Charu Kartikeya | Updated on: 11 February 2017, 5:47 IST

The BJP appears to have changed the strategy in its attempt to compete with the Congress party's imprint on the country's national consciousness.

From trying to falsely associate itself with the independence movement, the BJP, it seems, has now decided to belittle the significance of the freedom struggle entirely.

In a curious speech, Prime Minister Narendra Modi said the BJP and its workers had to suffer more in independent India than what the Congress suffered during British rule.

Speaking while laying the foundation stone for a new party office in Delhi, the PM equated BJP's political journey since the times of the Jana Sangh with the freedom struggle.

"The BJP will perhaps be the first party in India that has, ever since its inception, been swimming against the current," he said, adding, "No other party has made as much sacrifice as the BJP post-independence."

He also noted: "Even the Congress may not have faced so much difficulty during British rule as BJP workers had to face since 1950 till date."

BJP's lack of history

The BJP has always been conscious of its lack of history.
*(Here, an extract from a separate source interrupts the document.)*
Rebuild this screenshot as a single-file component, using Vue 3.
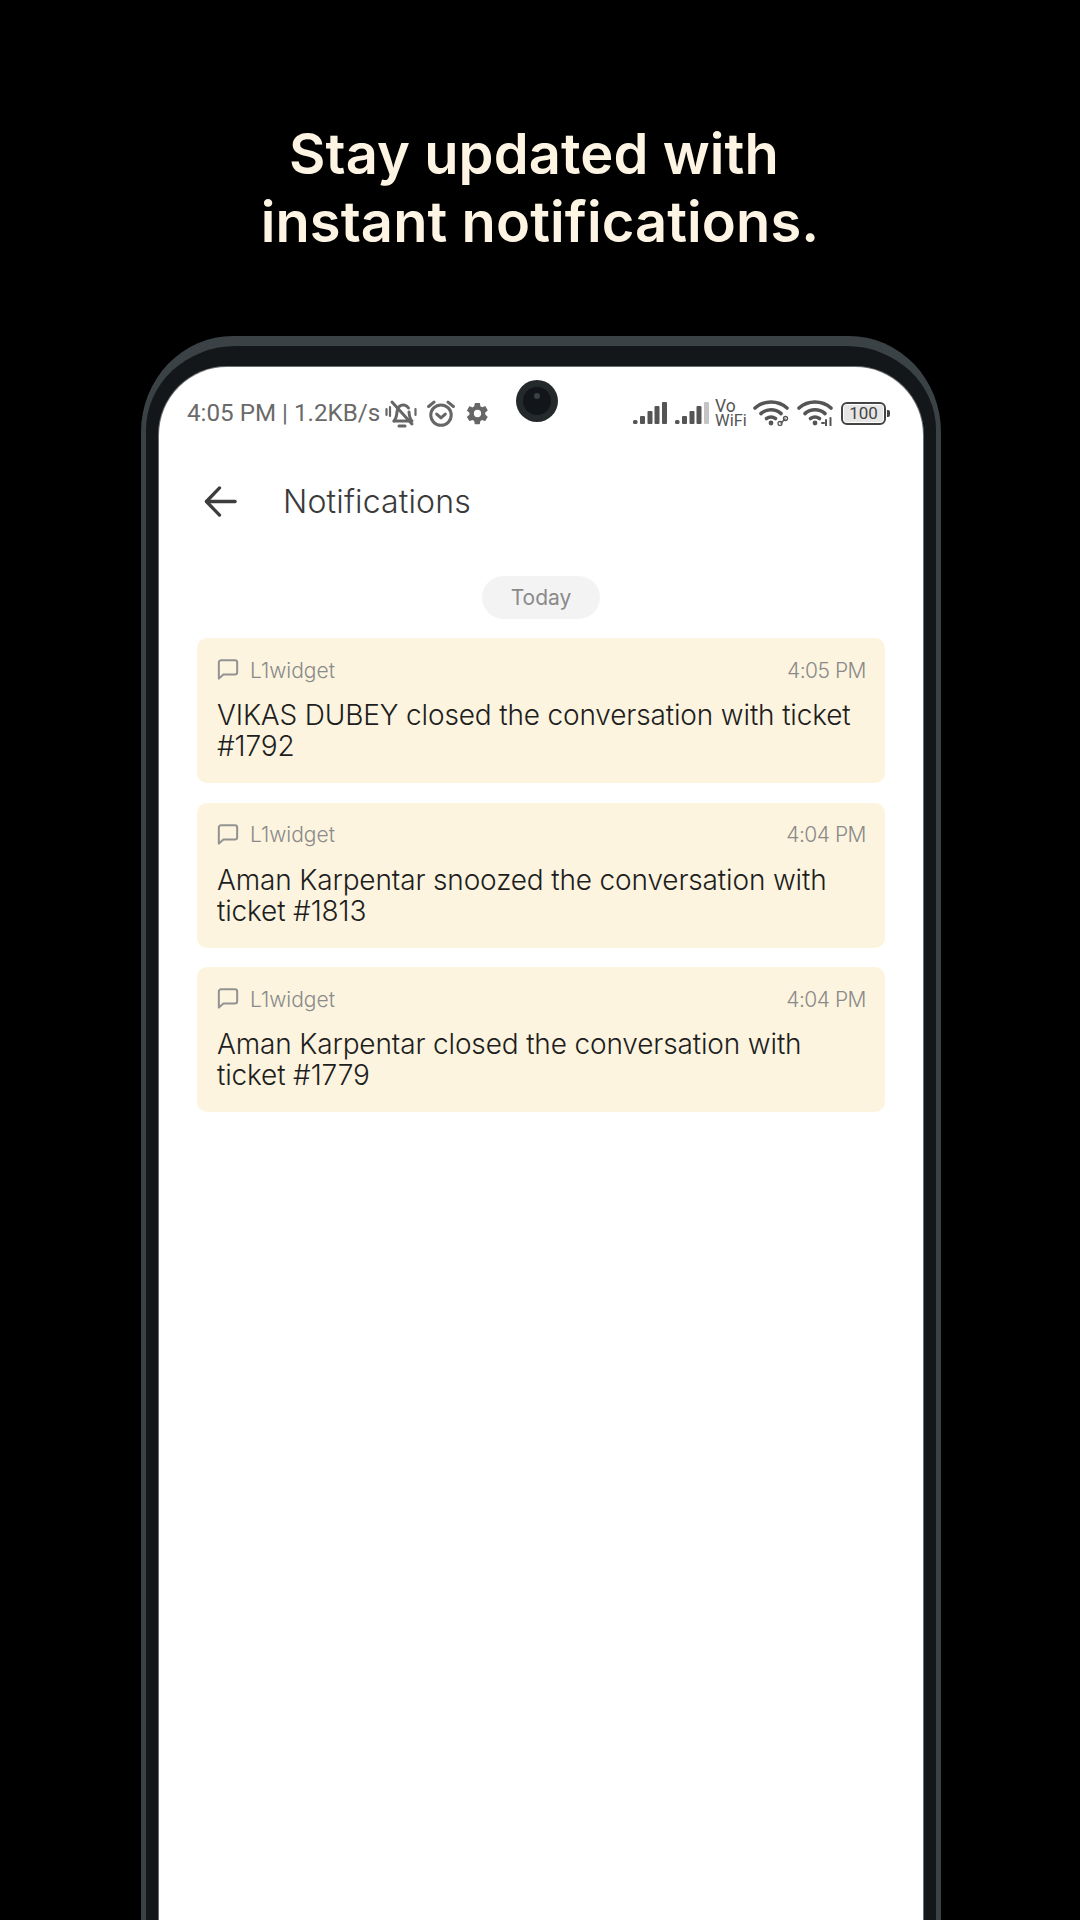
<template>
  <div class="page">
    <h1 class="headline">
      <span class="headline__first">Stay updated with</span><br />instant notifications.
    </h1>

    <div class="phone">
      <div class="phone__bezel">
        <div class="screen">
          <div class="camera"><div class="camera__lens"></div></div>

          <div class="status">
            <div class="status__left">
              <span class="status__text">4:05 PM | 1.2KB/s</span>
              <svg class="ic-bell" viewBox="0 0 32 29" fill="none" stroke="#666" stroke-width="3" stroke-linecap="round" stroke-linejoin="round">
                <path d="M9 22c2-2 2.500-4 3-9 .5-5 3.500-7.500 7-7 2 .3 3.500 1.300 4.500 3" />
                <path d="M24 13c.3 4 .8 7 3 9H9" />
                <path d="M7 3l20 22" />
                <path d="M14 27h6" />
                <path d="M1.500 10v6M5 8v9M30.500 10v6" stroke-width="2.200" />
              </svg>
              <svg class="ic-alarm" viewBox="1 1 26 25" fill="none" stroke="#666" stroke-width="2.800" stroke-linecap="round" stroke-linejoin="round">
                <circle cx="14" cy="15" r="9.500" />
                <path d="M10 14l4 3.500 4-3.500" />
                <path d="M2.500 7l5-4M25.500 7l-5-4" />
              </svg>
              <svg class="ic-gear" viewBox="0 0 24 24" fill="#666">
                <path d="M19.400 13c.04-.3.06-.65.06-1s-.02-.7-.07-1l2.150-1.680a.5.5 0 0 0 .12-.64l-2.040-3.530a.5.5 0 0 0-.62-.22l-2.540 1.020a7.500 7.500 0 0 0-1.720-1l-.38-2.700A.5.5 0 0 0 13.860 2H9.800a.5.5 0 0 0-.5.430l-.38 2.700c-.62.260-1.200.6-1.720 1L4.660 5.110a.5.500 0 0 0-.61.220L2.020 8.860a.5.500 0 0 0 .12.640L4.300 11.180c-.05.320-.1.670-.1 1s.02.680.07 1L2.100 14.860a.5.500 0 0 0-.12.640l2.040 3.530c.12.220.38.300.61.220l2.540-1.020c.53.400 1.100.740 1.720 1l.38 2.700c.05.240.26.420.5.420h4.070c.25 0 .46-.18.500-.43l.38-2.700c.62-.250 1.200-.600 1.720-1l2.540 1.020c.23.080.49 0 .61-.22l2.040-3.530a.5.5 0 0 0-.12-.640L19.400 13zM12 15.500a3.500 3.500 0 1 1 0-7 3.500 3.500 0 0 1 0 7z" />
              </svg>
            </div>
            <div class="status__right">
              <svg class="ic-signal" viewBox="0 0 34 22" fill="#555">
                <rect x="0" y="18" width="4.500" height="4" rx="1.500" />
                <rect x="7" y="14" width="5" height="8" rx="1" />
                <rect x="14.500" y="9" width="5" height="13" rx="1" />
                <rect x="21.500" y="4" width="5" height="18" rx="1" />
                <rect x="29" y="0" width="5" height="22" rx="1" />
              </svg>
              <svg class="ic-signal" viewBox="0 0 34 22" fill="#555">
                <rect x="0" y="18" width="4.500" height="4" rx="1.500" />
                <rect x="7" y="14" width="5" height="8" rx="1" />
                <rect x="14.500" y="9" width="5" height="13" rx="1" />
                <rect x="21.500" y="4" width="5" height="18" rx="1" />
                <rect x="29" y="0" width="5" height="22" rx="1" fill="#c4c4c4" />
              </svg>
              <div class="vowifi">
                <span class="vowifi__vo">Vo</span>
                <span class="vowifi__wifi">WiFi</span>
              </div>
              <svg class="ic-wifi" viewBox="0 0 36 26" fill="none" stroke="#555" stroke-width="3.600" stroke-linecap="round">
                <path d="M2 8c9-8 23-8 32 0" />
                <path d="M8 13.500c6-5 14-5 20 0" />
                <path d="M13.500 18.500c3-2 6-2 9 0" />
                <circle cx="18" cy="23" r="2.400" fill="#555" stroke="none" />
                <path d="M28 23l4-4" stroke-width="1.500" />
                <circle cx="27" cy="23.500" r="2" stroke-width="1.300" />
                <circle cx="32.500" cy="18.500" r="2" stroke-width="1.300" />
              </svg>
              <svg class="ic-wifi" viewBox="0 0 36 26" fill="none" stroke="#555" stroke-width="3.600" stroke-linecap="round">
                <path d="M2 8c9-8 23-8 32 0" />
                <path d="M8 13.500c6-5 14-5 20 0" />
                <path d="M13.500 18.500c3-2 6-2 9 0" />
                <circle cx="18" cy="23" r="2.400" fill="#555" stroke="none" />
                <path d="M29 20v6M33.500 18v8" stroke-width="2" />
                <path d="M25 23h2" stroke-width="2" />
              </svg>
              <div class="battery">
                <div class="battery__body"><span class="battery__level">100</span></div>
                <div class="battery__tip"></div>
              </div>
            </div>
          </div>

          <div class="appbar">
            <svg class="ic-back" viewBox="0 0 36 36" fill="none" stroke="#3d3d3d" stroke-width="3.400" stroke-linecap="round" stroke-linejoin="round">
              <path d="M33 18H4" />
              <path d="M17 4L3.500 18 17 32" />
            </svg>
            <span class="appbar__title">Notifications</span>
          </div>

          <div class="day"><span class="day__pill">Today</span></div>

          <div class="list">
            <div v-for="n in notifications" :key="n.text" class="card">
              <div class="card__top">
                <svg class="ic-chat" viewBox="0 0 24 24" fill="none" stroke="#929292" stroke-width="2.200" stroke-linejoin="round">
                  <path d="M4.500 2.500h15a2.500 2.500 0 0 1 2.500 2.500v10.500a2.500 2.500 0 0 1-2.500 2.500H7l-5 4.500V5a2.500 2.500 0 0 1 2.500-2.500z" />
                </svg>
                <span class="card__source">L1widget</span>
                <span class="card__time">{{ n.time }}</span>
              </div>
              <p class="card__text">{{ n.text }}</p>
            </div>
          </div>
        </div>
      </div>
    </div>
  </div>
</template>

<script setup>
const notifications = [
  { time: "4:05 PM", text: "VIKAS DUBEY closed the conversation with ticket #1792" },
  { time: "4:04 PM", text: "Aman Karpentar snoozed the conversation with ticket #1813" },
  { time: "4:04 PM", text: "Aman Karpentar closed the conversation with ticket #1779" },
];
</script>

<style>
html,
body {
  margin: 0;
  background: #000;
}
</style>

<style scoped>
.page {
  width: 1080px;
  height: 1920px;
  background: #000;
  overflow: hidden;
  display: flex;
  flex-direction: column;
  align-items: center;
}
.headline {
  margin: 120px 0 0 0;
  font-family: Inter, sans-serif;
  font-size: 56px;
  font-weight: 600;
  line-height: 68px;
  letter-spacing: 0.1px;
  color: #fdf4e3;
  text-align: center;
}
.headline__first {
  padding-right: 12px;
}
.phone {
  margin-top: 80px;
  margin-left: 2px;
  width: 800px;
  flex: 1;
  padding: 10px 5px 0;
  box-sizing: border-box;
  background: #3b4245;
  border-radius: 92px 92px 0 0 / 96px 96px 0 0;
}
.phone__bezel {
  height: 100%;
  padding: 21px 13px 0;
  box-sizing: border-box;
  background: #131719;
  border-radius: 90px 90px 0 0 / 84px 84px 0 0;
}
.screen {
  position: relative;
  height: 100%;
  background: #fff;
  border-radius: 68px 68px 0 0;
  box-shadow: 0 0 0 1px #6b6f70;
}
.camera {
  position: absolute;
  left: 357px;
  top: 13px;
  width: 42px;
  height: 42px;
  border-radius: 50%;
  background: #24292b;
  display: flex;
  align-items: center;
  justify-content: center;
}
.camera__lens {
  position: relative;
  width: 28px;
  height: 28px;
  border-radius: 50%;
  background: #12161a;
}
.camera__lens::after {
  content: "";
  position: absolute;
  left: 11px;
  top: 6px;
  width: 6px;
  height: 6px;
  border-radius: 50%;
  background: #3a4043;
}
.status {
  display: flex;
  justify-content: space-between;
  align-items: center;
  height: 44px;
  padding: 24px 33px 0 28px;
}
.status__left,
.status__right {
  display: flex;
  align-items: center;
}
.status__text {
  font-family: Roboto, sans-serif;
  font-size: 24.2px;
  color: #6a6a6a;
}
.ic-bell {
  width: 32px;
  height: 29px;
  margin-left: 5px;
}
.ic-alarm {
  width: 28px;
  height: 27px;
  margin-left: 10px;
}
.ic-gear {
  width: 25px;
  height: 25px;
  margin-left: 10px;
}
.status__right {
  gap: 8px;
}
.ic-signal {
  width: 34px;
  height: 22px;
}
.vowifi {
  display: flex;
  flex-direction: column;
  width: 30px;
  margin-left: -2px;
  font-family: Roboto, sans-serif;
  color: #555;
}
.vowifi__vo {
  font-size: 17.5px;
  line-height: 15px;
}
.vowifi__wifi {
  font-size: 16.5px;
  line-height: 14px;
}
.ic-wifi {
  width: 36px;
  height: 26px;
}
.battery {
  display: flex;
  align-items: center;
}
.battery__body {
  width: 39px;
  height: 17px;
  padding: 1px;
  border: 2.5px solid #444;
  border-radius: 6px;
  box-sizing: content-box;
}
.battery__level {
  display: block;
  height: 17px;
  border-radius: 2px;
  background: #e6e6e6;
  font-family: Roboto, sans-serif;
  font-size: 17px;
  line-height: 17px;
  color: #444;
  text-align: center;
}
.battery__tip {
  width: 3px;
  height: 7px;
  margin-left: 1px;
  background: #444;
  border-radius: 0 2px 2px 0;
}
.appbar {
  display: flex;
  align-items: center;
  height: 50px;
  margin-top: 41px;
  padding-left: 44px;
}
.ic-back {
  width: 35px;
  height: 35px;
}
.appbar__title {
  margin-left: 45px;
  font-family: Inter, sans-serif;
  font-weight: 300;
  font-size: 32px;
  letter-spacing: 0.15px;
  color: #3a3a3a;
}
.day {
  display: flex;
  justify-content: center;
  margin-top: 50px;
}
.day__pill {
  width: 118px;
  height: 43px;
  border-radius: 22px;
  background: #f3f3f3;
  font-family: Inter, sans-serif;
  font-size: 21px;
  line-height: 43px;
  text-align: center;
  color: #8a8a8a;
}
.list {
  display: flex;
  flex-direction: column;
  gap: 19.5px;
  margin: 19px 38px 0;
}
.card {
  height: 145px;
  box-sizing: border-box;
  padding: 17px 19px 0 20px;
  background: #fcf4de;
  border-radius: 10px;
}
.card__top {
  display: flex;
  align-items: center;
  height: 30px;
}
.ic-chat {
  width: 22px;
  height: 22px;
  margin-top: -2px;
}
.card__source {
  margin-left: 11px;
  flex: 1;
  font-family: Inter, sans-serif;
  font-weight: 300;
  font-size: 21px;
  color: #8a8a8a;
}
.card__time {
  font-family: Inter, sans-serif;
  font-weight: 300;
  font-size: 21px;
  letter-spacing: -0.5px;
  color: #8a8a8a;
}
.card__text {
  margin: 15px 0 0 0;
  font-family: Inter, sans-serif;
  font-weight: 300;
  font-size: 28px;
  line-height: 31px;
  letter-spacing: -0.15px;
  color: #1e1e1e;
}
</style>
The party itself was born as late as in 1980, and even its formative avatar, the Syama Prasad Mookerjee-led Bharatiya Jana Sangh, came into existence only after independence, in 1951.

The first general elections that it contested as the BJP in 1984 brought it only two seats, and it could not become the largest party in Parliament till 1996.

The earliest leaders of its ideological fountainhead, the Rashtriya Swayamsevak Sangh, are widely known to have kept away from the freedom struggle, which is the historical bedrock of the Congress's existence in the country's electoral politics.

Belittling the freedom struggle

This has always been the BJP's disadvantage vis-a-vis the Congress, and the party has always sought to negate it by attempting to associate itself with freedom fighters like Bhagat Singh, Sardar Vallabhbhai Patel and Subhas Chandra Bose. Even there, it has been selective, and has consciously stayed away from the legacies of many others like Mahatma Gandhi and Jawaharlal Nehru.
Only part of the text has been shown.